- _Given material_
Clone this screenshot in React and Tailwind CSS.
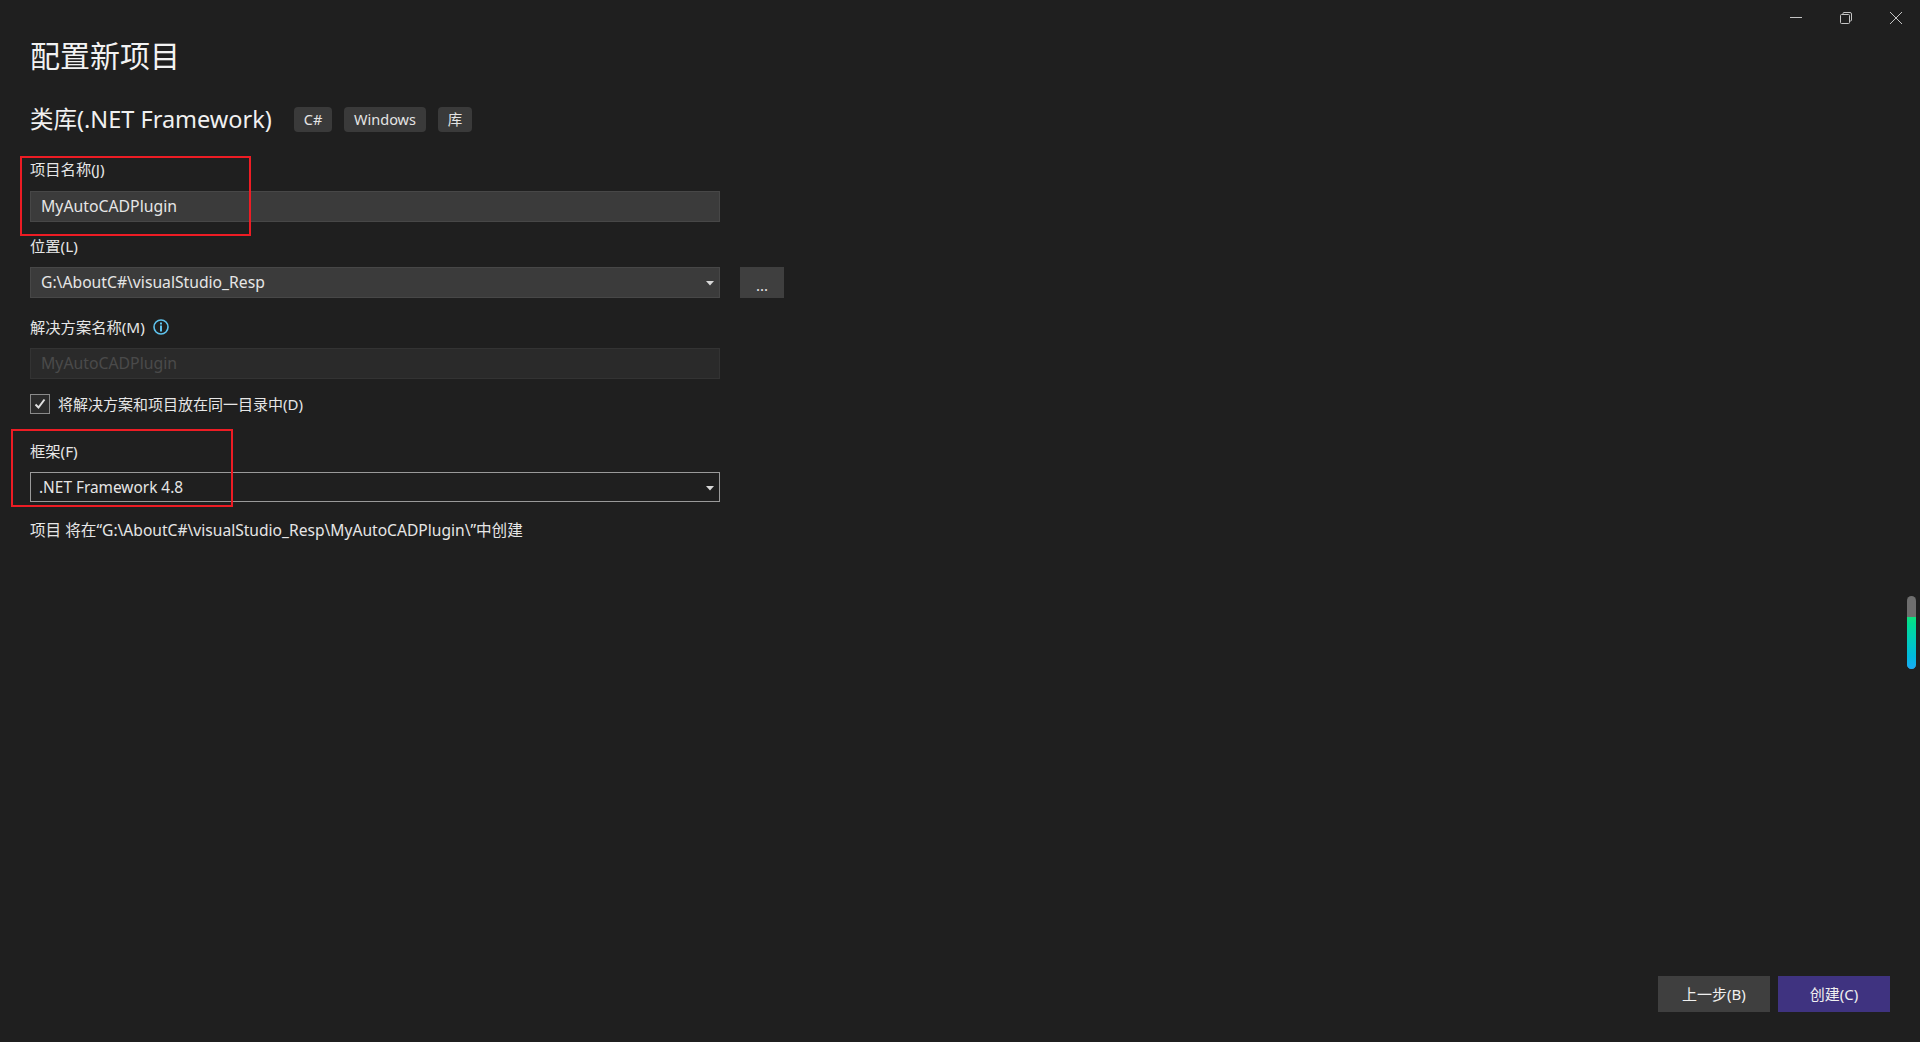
import React from 'react';

const font = { fontFamily: '"Noto Sans", "Noto Sans CJK SC", sans-serif' };

const Tag = ({ children, className }) => (
    <span className={`flex h-[25px] items-center justify-center rounded-[4px] bg-[#3a3a3a] text-[14.5px] text-[#e4e4e4] ${className}`}>
        {children}
    </span>
);

const Caret = () => (
    <svg width="8" height="5" viewBox="0 0 8 5" className="absolute right-[5px] top-[13px]">
        <path d="M0 0H8L4 4.5Z" fill="#d8d8d8" />
    </svg>
);

const App = () => {
    return (
        <div
            className="relative flex h-screen w-full flex-col overflow-hidden bg-[#1f1f1f] text-[#e6e6e6]"
            style={font}
        >
            {/* Window buttons */}
            <div className="flex h-[41px] justify-end gap-[38px] pr-[18px] pt-[12px]">
                <svg width="12" height="12" viewBox="0 0 12 12" className="text-[#c4c4c4]">
                    <path d="M0 5.5H12" stroke="currentColor" strokeWidth="1" />
                </svg>
                <svg width="12" height="12" viewBox="0 0 12 12" className="text-[#c4c4c4]">
                    <path d="M3 2.5V1.5Q3 .5 4 .5H10Q11.500 .5 11.500 2V8Q11.500 9 10.500 9H9.500" fill="none" stroke="currentColor" />
                    <rect x="0.500" y="2.500" width="9" height="9" rx="1" fill="none" stroke="currentColor" />
                </svg>
                <svg width="12" height="12" viewBox="0 0 12 12" className="text-[#c4c4c4]">
                    <path d="M0 0L12 12M12 0L0 12" stroke="currentColor" strokeWidth="1" />
                </svg>
            </div>

            {/* Form */}
            <div className="flex flex-col pl-[30px]">
                <h1 className="h-[43px] text-[30px] leading-[30px] text-[#f2f2f2]">配置新项目</h1>

                <div className="mt-[23px] flex h-[25px] items-center">
                    <h2 className="w-[264px] text-[23.5px] leading-[25px] text-[#f0f0f0]">类库(.NET Framework)</h2>
                    <Tag className="w-[38px]">C#</Tag>
                    <Tag className="ml-[12px] w-[82px]">Windows</Tag>
                    <Tag className="ml-[12px] w-[34px]">库</Tag>
                </div>

                <label className="mt-[27px] h-[20px] text-[15.3px] leading-[20px]">项目名称(J)</label>
                <div className="mt-[12px] flex h-[31px] w-[690px] items-center border border-[#474747] bg-[#3b3b3b] pl-[10px] text-[15.8px]">
                    MyAutoCADPlugin
                </div>

                <label className="mt-[14px] h-[20px] text-[15.3px] leading-[20px]">位置(L)</label>
                <div className="mt-[11px] flex items-start gap-[20px]">
                    <div className="relative flex h-[31px] w-[690px] items-center border border-[#474747] bg-[#3b3b3b] pl-[10px] text-[15.7px]">
                        G:\AboutC#\visualStudio_Resp
                        <Caret />
                    </div>
                    <div className="flex h-[31px] w-[44px] items-center justify-center bg-[#3f3f3f] pt-[6px] text-[15px] leading-none">...</div>
                </div>

                <div className="mt-[19px] flex h-[20px] items-center gap-[8px]">
                    <label className="text-[15.3px] leading-[20px]">解决方案名称(M)</label>
                    <svg width="16" height="16" viewBox="0 0 16 16" className="text-[#5fc3ee]">
                        <circle cx="8" cy="8" r="7" fill="none" stroke="currentColor" strokeWidth="1.600" />
                        <rect x="7" y="3.500" width="2" height="2" fill="currentColor" />
                        <rect x="7" y="6.500" width="2" height="6" fill="currentColor" />
                    </svg>
                </div>
                <div className="mt-[11px] flex h-[31px] w-[690px] items-center border border-[#333333] bg-[#2a2a2a] pl-[10px] text-[15.8px] text-[#4a4a4a]">
                    MyAutoCADPlugin
                </div>

                <div className="mt-[15px] flex h-[20px] items-center gap-[8px]">
                    <div className="flex h-[20px] w-[20px] items-center justify-center border border-[#8a8a8a] bg-[#2b2b2b]">
                        <svg width="12" height="12" viewBox="0 0 12 12">
                            <path d="M1.500 6.500L4.500 9.500L10.500 1.500" fill="none" stroke="#e0e0e0" strokeWidth="2" />
                        </svg>
                    </div>
                    <span className="text-[15px] leading-[20px]">将解决方案和项目放在同一目录中(D)</span>
                </div>

                <label className="mt-[27px] h-[20px] text-[15.3px] leading-[20px]">框架(F)</label>
                <div className="relative mt-[11px] flex h-[30px] w-[690px] items-center border border-[#9a9a9a] pl-[8px] pt-[1px] text-[15.4px]">
                    .NET Framework 4.8
                    <Caret />
                </div>

                <p className="mt-[18px] h-[20px] text-[15.6px] leading-[20px]">项目 将在“G:\AboutC#\visualStudio_Resp\MyAutoCADPlugin\”中创建</p>
            </div>

            {/* Footer buttons */}
            <div className="mt-auto flex justify-end gap-[8px] pb-[30px] pr-[30px]">
                <button className="h-[36px] w-[112px] bg-[#3f3f3f] text-[15px] text-[#f0f0f0]">上一步(B)</button>
                <button className="h-[36px] w-[112px] bg-[#3f3380] text-[15px] text-[#f0f0f0]">创建(C)</button>
            </div>

            {/* Annotation boxes */}
            <div className="absolute left-[20px] top-[156px] h-[80px] w-[231px] border-2 border-[#ed1c24]" />
            <div className="absolute left-[11px] top-[429px] h-[78px] w-[222px] border-2 border-[#ed1c24]" />

            {/* Floating scroll indicator */}
            <div className="absolute left-[1907px] top-[596px] h-[73px] w-[9px] overflow-hidden rounded-full bg-[#6e6e6e]">
                <div className="mt-[21px] h-[52px] bg-gradient-to-b from-[#0ee27e] to-[#19a9f5]" />
            </div>
        </div>
    );
};

export default App;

- _Written instruction_
Show every line that contains the word "React".

- _Completed exercise_
Clone this screenshot in React and Tailwind CSS.
import React from 'react';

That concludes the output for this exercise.